The rest of this file described the build method in general terms, followed by
a details for the individual source packages in alphabetical order.


HOW THEY WERE COMPILED
======================
My compiler installs to /usr/local/bin/gcc-4.3-crunch
(Download from http://simplemachines.it/tools
Description at http://martinwguy.co.uk/martin/crunch)

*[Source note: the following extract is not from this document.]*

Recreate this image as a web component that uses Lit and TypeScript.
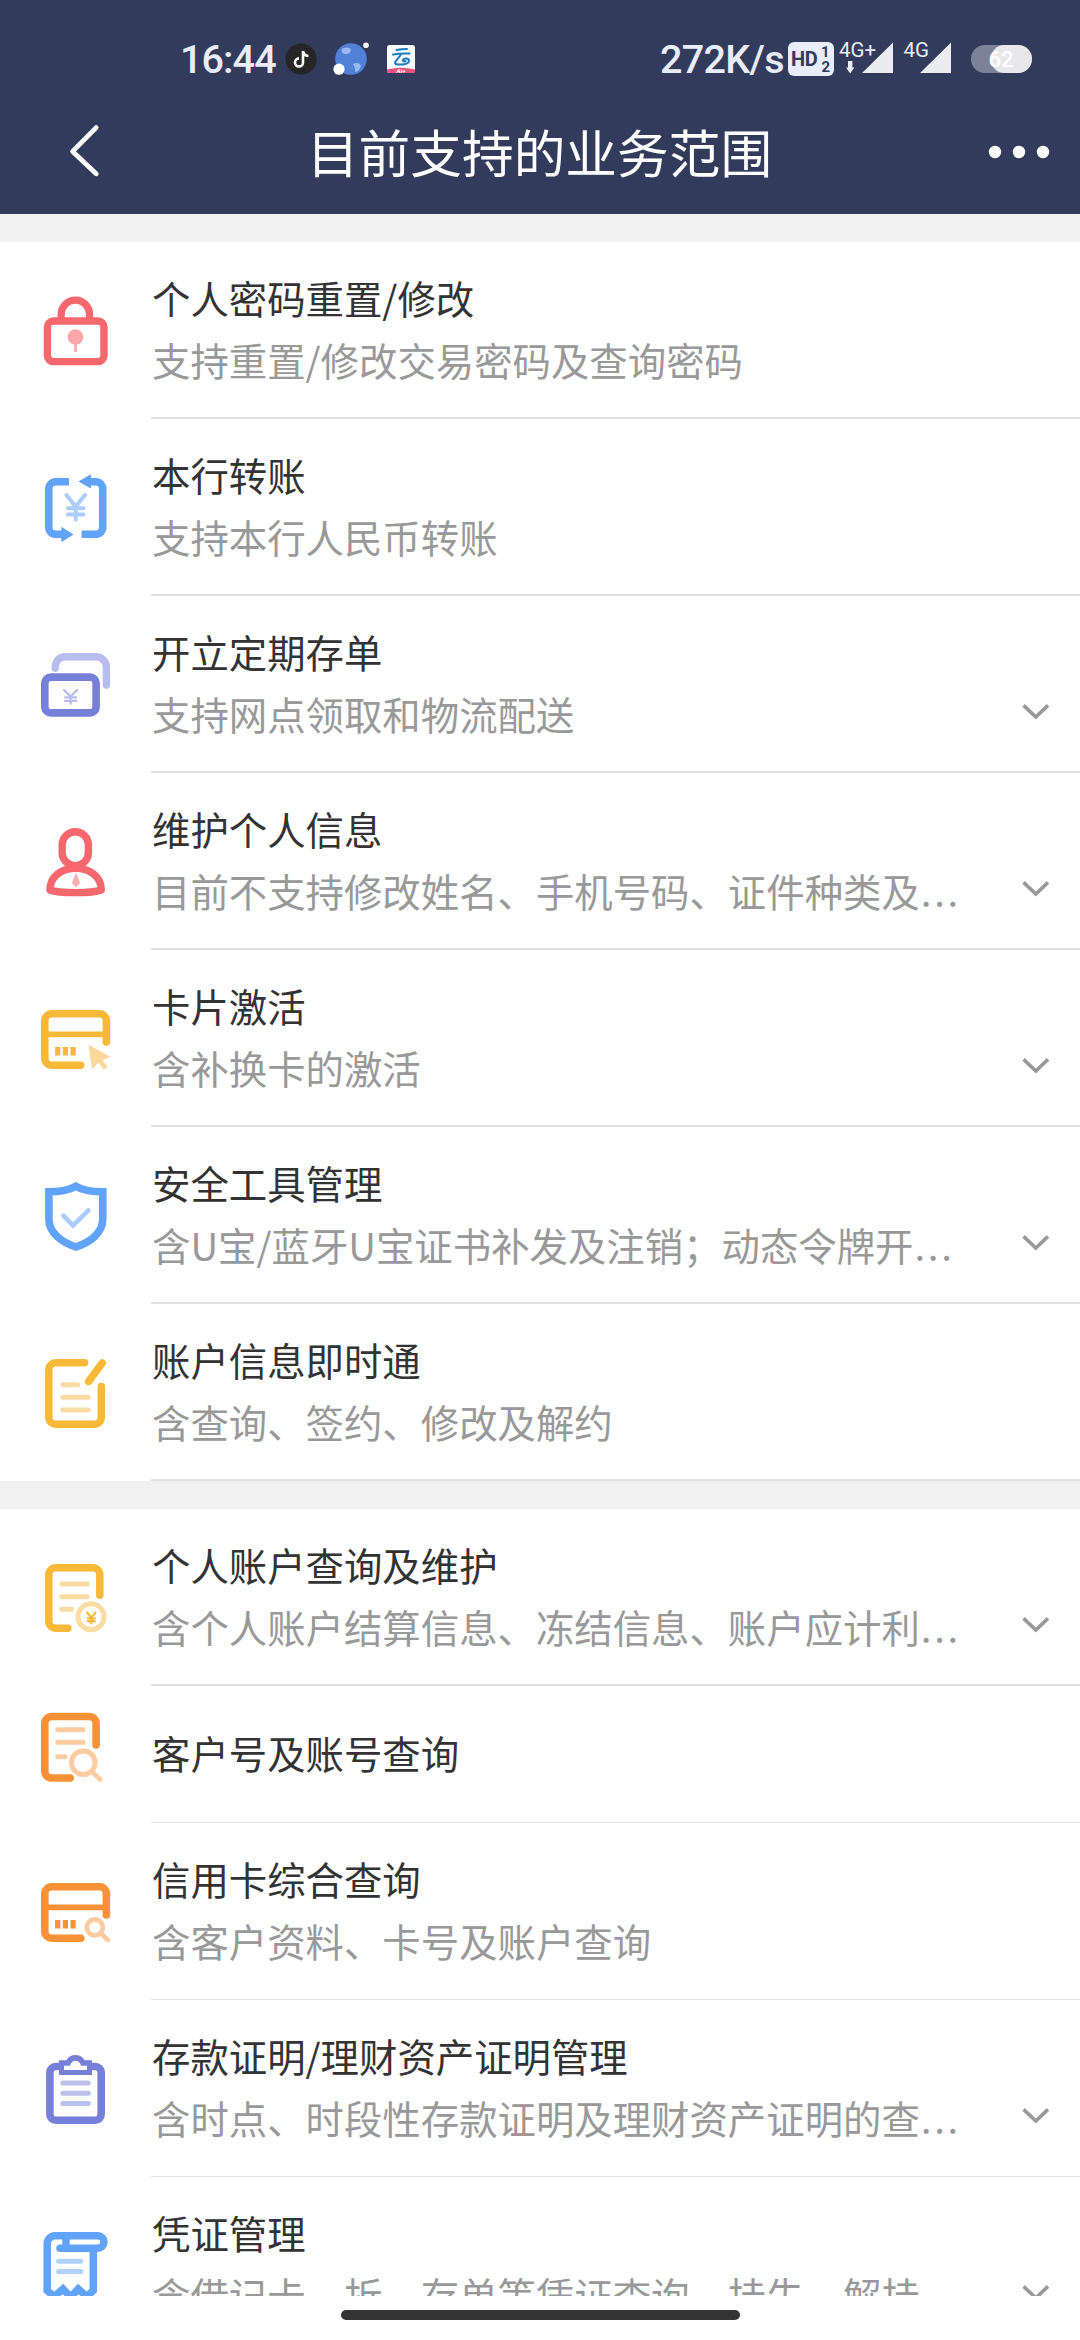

In each package, I edit debian/changelog and insert a few lines at the top to
fiddle with the version number. e.g., for lame, I prefix the six lines:
------------------
lame (3.98.2-0.3+crunch) unstable; urgency=low

  * Rebuilt to use MaverickCrunch floating point hardware

 -- Martin Guy <martinwguy@yahoo.it>  Wed, 11 Mar 2009 00:00:00 +0000

------------------
There are two main methods for diverting the compilation procedure without
(or with minimal) modifications to the build scripts:

1. ENVIRONMENT VARIABLE METHOD

Some packages respond to variables in the environment, so sometimes this works:

$ CC=gcc-4.3-crunch CXX=$CC CFLAGS="-mcpu=ep9312 -mfpu=maverick -mfloat-abi=softfp -fno-signed-zeros -O2 -g" CXXFLAGS="$CFLAGS" dpkg-buildpackage -rfakeroot -B

2. FAKE GCC METHOD

This method works with just about everything.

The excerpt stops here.